**Exercise brief:** Reproduce every line of the listing as written, apart from the pictures.

__________________________________________________

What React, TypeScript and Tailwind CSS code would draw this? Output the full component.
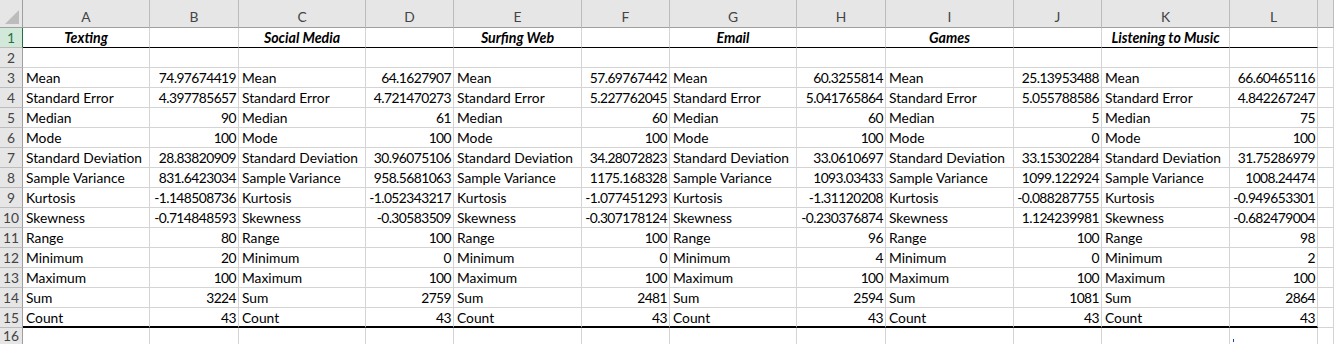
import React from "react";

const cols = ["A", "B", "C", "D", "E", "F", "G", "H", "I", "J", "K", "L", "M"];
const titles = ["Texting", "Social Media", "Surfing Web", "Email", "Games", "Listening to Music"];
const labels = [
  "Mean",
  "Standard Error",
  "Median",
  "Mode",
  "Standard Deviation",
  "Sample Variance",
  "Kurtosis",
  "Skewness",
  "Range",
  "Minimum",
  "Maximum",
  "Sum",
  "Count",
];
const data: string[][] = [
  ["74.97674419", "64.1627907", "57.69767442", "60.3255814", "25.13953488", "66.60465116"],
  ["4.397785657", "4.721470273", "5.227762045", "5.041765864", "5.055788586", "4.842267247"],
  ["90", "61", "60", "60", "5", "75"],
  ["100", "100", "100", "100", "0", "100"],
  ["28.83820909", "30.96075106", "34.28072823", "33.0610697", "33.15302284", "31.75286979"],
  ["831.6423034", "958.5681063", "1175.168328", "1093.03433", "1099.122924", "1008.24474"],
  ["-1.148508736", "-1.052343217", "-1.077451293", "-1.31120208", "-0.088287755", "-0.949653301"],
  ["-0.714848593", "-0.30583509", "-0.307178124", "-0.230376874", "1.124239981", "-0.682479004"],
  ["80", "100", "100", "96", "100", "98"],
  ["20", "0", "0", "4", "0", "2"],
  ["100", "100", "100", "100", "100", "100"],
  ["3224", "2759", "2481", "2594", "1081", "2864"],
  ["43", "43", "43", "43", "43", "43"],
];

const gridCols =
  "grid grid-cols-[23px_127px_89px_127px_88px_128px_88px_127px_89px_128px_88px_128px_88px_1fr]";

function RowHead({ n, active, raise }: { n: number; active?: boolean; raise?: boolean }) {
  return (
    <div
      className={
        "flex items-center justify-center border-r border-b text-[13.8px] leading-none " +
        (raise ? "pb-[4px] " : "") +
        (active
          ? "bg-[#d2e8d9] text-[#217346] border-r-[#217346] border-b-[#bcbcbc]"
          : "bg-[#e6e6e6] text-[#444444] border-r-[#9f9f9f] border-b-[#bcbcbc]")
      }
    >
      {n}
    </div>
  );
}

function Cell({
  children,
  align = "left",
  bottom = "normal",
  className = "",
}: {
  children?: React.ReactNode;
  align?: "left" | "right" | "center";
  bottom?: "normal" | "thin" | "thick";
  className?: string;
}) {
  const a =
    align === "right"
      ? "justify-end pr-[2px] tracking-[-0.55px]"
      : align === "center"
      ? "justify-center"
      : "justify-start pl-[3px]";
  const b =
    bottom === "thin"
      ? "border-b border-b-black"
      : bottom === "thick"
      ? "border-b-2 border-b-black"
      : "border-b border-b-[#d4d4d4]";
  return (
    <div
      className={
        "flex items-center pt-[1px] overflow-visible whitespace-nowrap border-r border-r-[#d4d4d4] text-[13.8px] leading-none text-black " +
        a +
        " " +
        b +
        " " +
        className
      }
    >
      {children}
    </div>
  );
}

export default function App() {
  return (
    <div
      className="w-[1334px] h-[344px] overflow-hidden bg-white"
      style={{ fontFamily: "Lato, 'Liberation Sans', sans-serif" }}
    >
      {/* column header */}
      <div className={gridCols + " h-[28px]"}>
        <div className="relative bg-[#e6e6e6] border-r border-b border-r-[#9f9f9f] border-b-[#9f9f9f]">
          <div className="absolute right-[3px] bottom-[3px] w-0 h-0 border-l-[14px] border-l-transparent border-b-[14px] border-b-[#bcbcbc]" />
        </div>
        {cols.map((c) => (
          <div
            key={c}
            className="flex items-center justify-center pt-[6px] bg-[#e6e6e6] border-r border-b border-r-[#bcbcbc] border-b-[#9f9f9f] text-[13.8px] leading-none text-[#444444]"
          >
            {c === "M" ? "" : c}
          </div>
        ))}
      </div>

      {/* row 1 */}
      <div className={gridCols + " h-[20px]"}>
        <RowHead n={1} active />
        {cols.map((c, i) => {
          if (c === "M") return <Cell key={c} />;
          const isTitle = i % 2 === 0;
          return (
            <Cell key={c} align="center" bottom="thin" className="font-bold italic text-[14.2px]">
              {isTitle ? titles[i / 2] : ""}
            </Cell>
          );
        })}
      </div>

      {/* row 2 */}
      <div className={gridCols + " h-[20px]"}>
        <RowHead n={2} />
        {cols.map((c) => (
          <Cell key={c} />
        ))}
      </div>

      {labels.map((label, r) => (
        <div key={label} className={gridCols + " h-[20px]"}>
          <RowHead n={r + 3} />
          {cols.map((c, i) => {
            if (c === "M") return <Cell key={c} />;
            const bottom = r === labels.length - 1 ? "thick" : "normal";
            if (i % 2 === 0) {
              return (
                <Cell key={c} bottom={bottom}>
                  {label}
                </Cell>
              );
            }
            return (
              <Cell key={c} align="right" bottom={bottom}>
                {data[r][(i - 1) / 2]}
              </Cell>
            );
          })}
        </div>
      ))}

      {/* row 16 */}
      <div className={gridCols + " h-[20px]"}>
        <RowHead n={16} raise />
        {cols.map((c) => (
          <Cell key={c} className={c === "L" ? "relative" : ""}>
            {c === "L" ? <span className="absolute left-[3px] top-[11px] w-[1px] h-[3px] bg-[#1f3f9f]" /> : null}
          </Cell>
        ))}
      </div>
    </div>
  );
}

__________________________________________________

**Worked answer:**
What React, TypeScript and Tailwind CSS code would draw this? Output the full component.
import React from "react";

const cols = ["A", "B", "C", "D", "E", "F", "G", "H", "I", "J", "K", "L", "M"];
const titles = ["Texting", "Social Media", "Surfing Web", "Email", "Games", "Listening to Music"];
const labels = [
  "Mean",
  "Standard Error",
  "Median",
  "Mode",
  "Standard Deviation",
  "Sample Variance",
  "Kurtosis",
  "Skewness",
  "Range",
  "Minimum",
  "Maximum",
  "Sum",
  "Count",
];
const data: string[][] = [
  ["74.97674419", "64.1627907", "57.69767442", "60.3255814", "25.13953488", "66.60465116"],
  ["4.397785657", "4.721470273", "5.227762045", "5.041765864", "5.055788586", "4.842267247"],
  ["90", "61", "60", "60", "5", "75"],
  ["100", "100", "100", "100", "0", "100"],
  ["28.83820909", "30.96075106", "34.28072823", "33.0610697", "33.15302284", "31.75286979"],
  ["831.6423034", "958.5681063", "1175.168328", "1093.03433", "1099.122924", "1008.24474"],
  ["-1.148508736", "-1.052343217", "-1.077451293", "-1.31120208", "-0.088287755", "-0.949653301"],
  ["-0.714848593", "-0.30583509", "-0.307178124", "-0.230376874", "1.124239981", "-0.682479004"],
  ["80", "100", "100", "96", "100", "98"],
  ["20", "0", "0", "4", "0", "2"],
  ["100", "100", "100", "100", "100", "100"],
  ["3224", "2759", "2481", "2594", "1081", "2864"],
  ["43", "43", "43", "43", "43", "43"],
];

const gridCols =
  "grid grid-cols-[23px_127px_89px_127px_88px_128px_88px_127px_89px_128px_88px_128px_88px_1fr]";

function RowHead({ n, active, raise }: { n: number; active?: boolean; raise?: boolean }) {
  return (
    <div
      className={
        "flex items-center justify-center border-r border-b text-[13.8px] leading-none " +
        (raise ? "pb-[4px] " : "") +
        (active
          ? "bg-[#d2e8d9] text-[#217346] border-r-[#217346] border-b-[#bcbcbc]"
          : "bg-[#e6e6e6] text-[#444444] border-r-[#9f9f9f] border-b-[#bcbcbc]")
      }
    >
      {n}
    </div>
  );
}

function Cell({
  children,
  align = "left",
  bottom = "normal",
  className = "",
}: {
  children?: React.ReactNode;
  align?: "left" | "right" | "center";
  bottom?: "normal" | "thin" | "thick";
  className?: string;
}) {
  const a =
    align === "right"
      ? "justify-end pr-[2px] tracking-[-0.55px]"
      : align === "center"
      ? "justify-center"
      : "justify-start pl-[3px]";
  const b =
    bottom === "thin"
      ? "border-b border-b-black"
      : bottom === "thick"
      ? "border-b-2 border-b-black"
      : "border-b border-b-[#d4d4d4]";
  return (
    <div
      className={
        "flex items-center pt-[1px] overflow-visible whitespace-nowrap border-r border-r-[#d4d4d4] text-[13.8px] leading-none text-black " +
        a +
        " " +
        b +
        " " +
        className
      }
    >
      {children}
    </div>
  );
}

export default function App() {
  return (
    <div
      className="w-[1334px] h-[344px] overflow-hidden bg-white"
      style={{ fontFamily: "Lato, 'Liberation Sans', sans-serif" }}
    >
      {/* column header */}
      <div className={gridCols + " h-[28px]"}>
        <div className="relative bg-[#e6e6e6] border-r border-b border-r-[#9f9f9f] border-b-[#9f9f9f]">
          <div className="absolute right-[3px] bottom-[3px] w-0 h-0 border-l-[14px] border-l-transparent border-b-[14px] border-b-[#bcbcbc]" />
        </div>
        {cols.map((c) => (
          <div
            key={c}
            className="flex items-center justify-center pt-[6px] bg-[#e6e6e6] border-r border-b border-r-[#bcbcbc] border-b-[#9f9f9f] text-[13.8px] leading-none text-[#444444]"
          >
            {c === "M" ? "" : c}
          </div>
        ))}
      </div>

      {/* row 1 */}
      <div className={gridCols + " h-[20px]"}>
        <RowHead n={1} active />
        {cols.map((c, i) => {
          if (c === "M") return <Cell key={c} />;
          const isTitle = i % 2 === 0;
          return (
            <Cell key={c} align="center" bottom="thin" className="font-bold italic text-[14.2px]">
              {isTitle ? titles[i / 2] : ""}
            </Cell>
          );
        })}
      </div>

      {/* row 2 */}
      <div className={gridCols + " h-[20px]"}>
        <RowHead n={2} />
        {cols.map((c) => (
          <Cell key={c} />
        ))}
      </div>

      {labels.map((label, r) => (
        <div key={label} className={gridCols + " h-[20px]"}>
          <RowHead n={r + 3} />
          {cols.map((c, i) => {
            if (c === "M") return <Cell key={c} />;
            const bottom = r === labels.length - 1 ? "thick" : "normal";
            if (i % 2 === 0) {
              return (
                <Cell key={c} bottom={bottom}>
                  {label}
                </Cell>
              );
            }
            return (
              <Cell key={c} align="right" bottom={bottom}>
                {data[r][(i - 1) / 2]}
              </Cell>
            );
          })}
        </div>
      ))}

      {/* row 16 */}
      <div className={gridCols + " h-[20px]"}>
        <RowHead n={16} raise />
        {cols.map((c) => (
          <Cell key={c} className={c === "L" ? "relative" : ""}>
            {c === "L" ? <span className="absolute left-[3px] top-[11px] w-[1px] h-[3px] bg-[#1f3f9f]" /> : null}
          </Cell>
        ))}
      </div>
    </div>
  );
}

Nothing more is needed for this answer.